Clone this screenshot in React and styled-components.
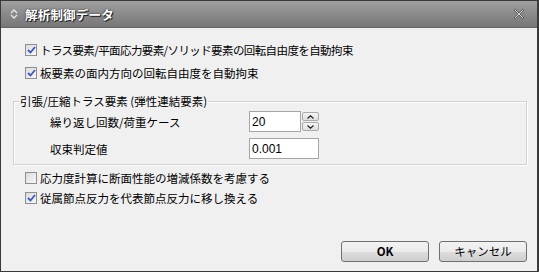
import React from "react";
import styled, { createGlobalStyle } from "styled-components";

const Global = createGlobalStyle`
  html, body { margin: 0; padding: 0; background: #f0f0f0; }
  body { font-family: "Noto Sans CJK JP", "Noto Sans", sans-serif; }
  * { box-sizing: border-box; }
`;

const Window = styled.div`
  width: 539px;
  height: 272px;
  display: flex;
  flex-direction: column;
  border: 1px solid #3a3a3a;
  border-right-width: 2px;
  background: #f0f0f0;
  font-family: "Noto Sans CJK JP", sans-serif;
  font-size: 11.5px;
  color: #000;
`;

const TitleBar = styled.div`
  height: 27px;
  flex: none;
  display: flex;
  align-items: center;
  padding: 0 9px 0 9px;
  gap: 7px;
  background: linear-gradient(#a0a0a0, #8a8a8a 50%, #777777);
  border-bottom: 1px solid #666;
`;

const Title = styled.div`
  flex: 1;
  color: #fff;
  font-weight: bold;
  font-size: 12.5px;
  letter-spacing: 0.2px;
  text-shadow: 1px 1px 0 #222, 0 0 2px #222;
`;

const CloseBtn = styled.div`
  width: 16px;
  height: 16px;
  display: flex;
  align-items: center;
  justify-content: center;
  margin-right: 1px;
`;

const Body = styled.div`
  flex: 1;
  display: flex;
  flex-direction: column;
  padding: 12px 10px 9px 24px;
`;

const CheckRow = styled.label`
  height: 20px;
  display: flex;
  align-items: center;
  gap: 3px;
  margin-top: ${(p) => p.$mt || 0}px;
  letter-spacing: ${(p) => p.$ls || 0}px;
`;

const Box = styled.span`
  width: 12px;
  height: 12px;
  flex: none;
  border: 1px solid #8e8f8f;
  background: linear-gradient(135deg, #dcdcdc, #f8f8f8);
  display: flex;
  align-items: center;
  justify-content: center;
`;

const Group = styled.fieldset`
  margin: 11px 0 0 -12px;
  width: 514px;
  border: 1px solid #d0d0d0;
  box-shadow: inset 1px 1px 0 #fff, 1px 1px 0 #fff;
  padding: 3px 0 5px 36px;
  display: grid;
  grid-template-columns: 199px auto;
  row-gap: 6px;
  align-items: center;
`;

const Legend = styled.legend`
  padding: 0 1px;
  margin-left: -31px;
  line-height: 14px;
`;

const FieldLabel = styled.span``;

const FieldWrap = styled.div`
  display: flex;
  align-items: center;
  gap: 1px;
`;

const Input = styled.div`
  width: ${(p) => p.$w}px;
  height: 21px;
  border: 1px solid #a5a5a5;
  background: #fff;
  display: flex;
  align-items: center;
  padding-left: 2px;
  font-family: "Liberation Sans", Arial, sans-serif;
  font-size: 12px;
`;

const Spin = styled.div`
  display: flex;
  flex-direction: column;
  gap: 1px;
`;

const SpinBtn = styled.div`
  width: 17px;
  height: 9px;
  border: 1px solid #aaa;
  border-radius: 2px;
  background: linear-gradient(#f6f6f6, #dedede);
  display: flex;
  align-items: center;
  justify-content: center;
`;

const Spacer = styled.div`
  flex: 1;
`;

const Buttons = styled.div`
  display: flex;
  justify-content: flex-end;
  gap: 10px;
`;

const Button = styled.button`
  width: 88px;
  height: 21px;
  border: 1px solid #707070;
  border-radius: 3px;
  background: linear-gradient(#f2f2f2 0%, #ebebeb 50%, #dddddd 51%, #cfcfcf 100%);
  font-family: "Noto Sans CJK JP", sans-serif;
  font-size: 11.5px;
  font-weight: ${(p) => (p.$bold ? "bold" : "normal")};
  color: #000;
  padding: 0;
  line-height: 19px;
`;

const Check = () => (
  <svg width="9" height="8" viewBox="0 0 9 8">
    <path d="M1 4 L3.5 6.5 L8 1" fill="none" stroke="#3d54c4" strokeWidth="1.8" />
  </svg>
);

const CheckBox = ({ checked, children, mt, ls }) => (
  <CheckRow $mt={mt} $ls={ls}>
    <Box>{checked && <Check />}</Box>
    <span>{children}</span>
  </CheckRow>
);

export default function App() {
  return (
    <>
      <Global />
      <Window>
        <TitleBar>
          <svg width="8" height="12" viewBox="0 0 8 12">
            <path d="M1 5 L4 2 L7 5" fill="none" stroke="#e8e8e8" strokeWidth="1.3" />
            <path d="M1 7 L4 10 L7 7" fill="none" stroke="#e8e8e8" strokeWidth="1.3" />
          </svg>
          <Title>解析制御データ</Title>
          <CloseBtn>
            <svg width="12" height="12" viewBox="0 0 12 12">
              <path d="M1.5 1.5 L10.5 10.5 M10.5 1.5 L1.5 10.5" stroke="#5a5a5a" strokeWidth="2" />
              <path d="M2 2 L10 10 M10 2 L2 10" stroke="#d8d8d8" strokeWidth="1" />
            </svg>
          </CloseBtn>
        </TitleBar>
        <Body>
          <CheckBox checked ls={-0.6}>トラス要素/平面応力要素/ソリッド要素の回転自由度を自動拘束</CheckBox>
          <CheckBox checked mt={3}>板要素の面内方向の回転自由度を自動拘束</CheckBox>
          <Group>
            <Legend>引張/圧縮トラス要素 (弾性連結要素)</Legend>
            <FieldLabel>繰り返し回数/荷重ケース</FieldLabel>
            <FieldWrap>
              <Input $w={52}>20</Input>
              <Spin>
                <SpinBtn>
                  <svg width="7" height="4" viewBox="0 0 7 4">
                    <path d="M0.5 3.5 L3.5 0.8 L6.5 3.5" fill="none" stroke="#222" strokeWidth="1.2" />
                  </svg>
                </SpinBtn>
                <SpinBtn>
                  <svg width="7" height="4" viewBox="0 0 7 4">
                    <path d="M0.5 0.5 L3.5 3.2 L6.5 0.5" fill="none" stroke="#222" strokeWidth="1.2" />
                  </svg>
                </SpinBtn>
              </Spin>
            </FieldWrap>
            <FieldLabel>収束判定値</FieldLabel>
            <FieldWrap>
              <Input $w={70}>0.001</Input>
            </FieldWrap>
          </Group>
          <CheckBox mt={3}>応力度計算に断面性能の増減係数を考慮する</CheckBox>
          <CheckBox checked>従属節点反力を代表節点反力に移し換える</CheckBox>
          <Spacer />
          <Buttons>
            <Button $bold>OK</Button>
            <Button>キャンセル</Button>
          </Buttons>
        </Body>
      </Window>
    </>
  );
}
--------------------
**Task statement**
Print the whole listing above once more, word for word, without its pictures.

**Expected answer**
Clone this screenshot in React and styled-components.
import React from "react";
import styled, { createGlobalStyle } from "styled-components";

const Global = createGlobalStyle`
  html, body { margin: 0; padding: 0; background: #f0f0f0; }
  body { font-family: "Noto Sans CJK JP", "Noto Sans", sans-serif; }
  * { box-sizing: border-box; }
`;

const Window = styled.div`
  width: 539px;
  height: 272px;
  display: flex;
  flex-direction: column;
  border: 1px solid #3a3a3a;
  border-right-width: 2px;
  background: #f0f0f0;
  font-family: "Noto Sans CJK JP", sans-serif;
  font-size: 11.5px;
  color: #000;
`;

const TitleBar = styled.div`
  height: 27px;
  flex: none;
  display: flex;
  align-items: center;
  padding: 0 9px 0 9px;
  gap: 7px;
  background: linear-gradient(#a0a0a0, #8a8a8a 50%, #777777);
  border-bottom: 1px solid #666;
`;

const Title = styled.div`
  flex: 1;
  color: #fff;
  font-weight: bold;
  font-size: 12.5px;
  letter-spacing: 0.2px;
  text-shadow: 1px 1px 0 #222, 0 0 2px #222;
`;

const CloseBtn = styled.div`
  width: 16px;
  height: 16px;
  display: flex;
  align-items: center;
  justify-content: center;
  margin-right: 1px;
`;

const Body = styled.div`
  flex: 1;
  display: flex;
  flex-direction: column;
  padding: 12px 10px 9px 24px;
`;

const CheckRow = styled.label`
  height: 20px;
  display: flex;
  align-items: center;
  gap: 3px;
  margin-top: ${(p) => p.$mt || 0}px;
  letter-spacing: ${(p) => p.$ls || 0}px;
`;

const Box = styled.span`
  width: 12px;
  height: 12px;
  flex: none;
  border: 1px solid #8e8f8f;
  background: linear-gradient(135deg, #dcdcdc, #f8f8f8);
  display: flex;
  align-items: center;
  justify-content: center;
`;

const Group = styled.fieldset`
  margin: 11px 0 0 -12px;
  width: 514px;
  border: 1px solid #d0d0d0;
  box-shadow: inset 1px 1px 0 #fff, 1px 1px 0 #fff;
  padding: 3px 0 5px 36px;
  display: grid;
  grid-template-columns: 199px auto;
  row-gap: 6px;
  align-items: center;
`;

const Legend = styled.legend`
  padding: 0 1px;
  margin-left: -31px;
  line-height: 14px;
`;

const FieldLabel = styled.span``;

const FieldWrap = styled.div`
  display: flex;
  align-items: center;
  gap: 1px;
`;

const Input = styled.div`
  width: ${(p) => p.$w}px;
  height: 21px;
  border: 1px solid #a5a5a5;
  background: #fff;
  display: flex;
  align-items: center;
  padding-left: 2px;
  font-family: "Liberation Sans", Arial, sans-serif;
  font-size: 12px;
`;

const Spin = styled.div`
  display: flex;
  flex-direction: column;
  gap: 1px;
`;

const SpinBtn = styled.div`
  width: 17px;
  height: 9px;
  border: 1px solid #aaa;
  border-radius: 2px;
  background: linear-gradient(#f6f6f6, #dedede);
  display: flex;
  align-items: center;
  justify-content: center;
`;

const Spacer = styled.div`
  flex: 1;
`;

const Buttons = styled.div`
  display: flex;
  justify-content: flex-end;
  gap: 10px;
`;

const Button = styled.button`
  width: 88px;
  height: 21px;
  border: 1px solid #707070;
  border-radius: 3px;
  background: linear-gradient(#f2f2f2 0%, #ebebeb 50%, #dddddd 51%, #cfcfcf 100%);
  font-family: "Noto Sans CJK JP", sans-serif;
  font-size: 11.5px;
  font-weight: ${(p) => (p.$bold ? "bold" : "normal")};
  color: #000;
  padding: 0;
  line-height: 19px;
`;

const Check = () => (
  <svg width="9" height="8" viewBox="0 0 9 8">
    <path d="M1 4 L3.5 6.5 L8 1" fill="none" stroke="#3d54c4" strokeWidth="1.8" />
  </svg>
);

const CheckBox = ({ checked, children, mt, ls }) => (
  <CheckRow $mt={mt} $ls={ls}>
    <Box>{checked && <Check />}</Box>
    <span>{children}</span>
  </CheckRow>
);

export default function App() {
  return (
    <>
      <Global />
      <Window>
        <TitleBar>
          <svg width="8" height="12" viewBox="0 0 8 12">
            <path d="M1 5 L4 2 L7 5" fill="none" stroke="#e8e8e8" strokeWidth="1.3" />
            <path d="M1 7 L4 10 L7 7" fill="none" stroke="#e8e8e8" strokeWidth="1.3" />
          </svg>
          <Title>解析制御データ</Title>
          <CloseBtn>
            <svg width="12" height="12" viewBox="0 0 12 12">
              <path d="M1.5 1.5 L10.5 10.5 M10.5 1.5 L1.5 10.5" stroke="#5a5a5a" strokeWidth="2" />
              <path d="M2 2 L10 10 M10 2 L2 10" stroke="#d8d8d8" strokeWidth="1" />
            </svg>
          </CloseBtn>
        </TitleBar>
        <Body>
          <CheckBox checked ls={-0.6}>トラス要素/平面応力要素/ソリッド要素の回転自由度を自動拘束</CheckBox>
          <CheckBox checked mt={3}>板要素の面内方向の回転自由度を自動拘束</CheckBox>
          <Group>
            <Legend>引張/圧縮トラス要素 (弾性連結要素)</Legend>
            <FieldLabel>繰り返し回数/荷重ケース</FieldLabel>
            <FieldWrap>
              <Input $w={52}>20</Input>
              <Spin>
                <SpinBtn>
                  <svg width="7" height="4" viewBox="0 0 7 4">
                    <path d="M0.5 3.5 L3.5 0.8 L6.5 3.5" fill="none" stroke="#222" strokeWidth="1.2" />
                  </svg>
                </SpinBtn>
                <SpinBtn>
                  <svg width="7" height="4" viewBox="0 0 7 4">
                    <path d="M0.5 0.5 L3.5 3.2 L6.5 0.5" fill="none" stroke="#222" strokeWidth="1.2" />
                  </svg>
                </SpinBtn>
              </Spin>
            </FieldWrap>
            <FieldLabel>収束判定値</FieldLabel>
            <FieldWrap>
              <Input $w={70}>0.001</Input>
            </FieldWrap>
          </Group>
          <CheckBox mt={3}>応力度計算に断面性能の増減係数を考慮する</CheckBox>
          <CheckBox checked>従属節点反力を代表節点反力に移し換える</CheckBox>
          <Spacer />
          <Buttons>
            <Button $bold>OK</Button>
            <Button>キャンセル</Button>
          </Buttons>
        </Body>
      </Window>
    </>
  );
}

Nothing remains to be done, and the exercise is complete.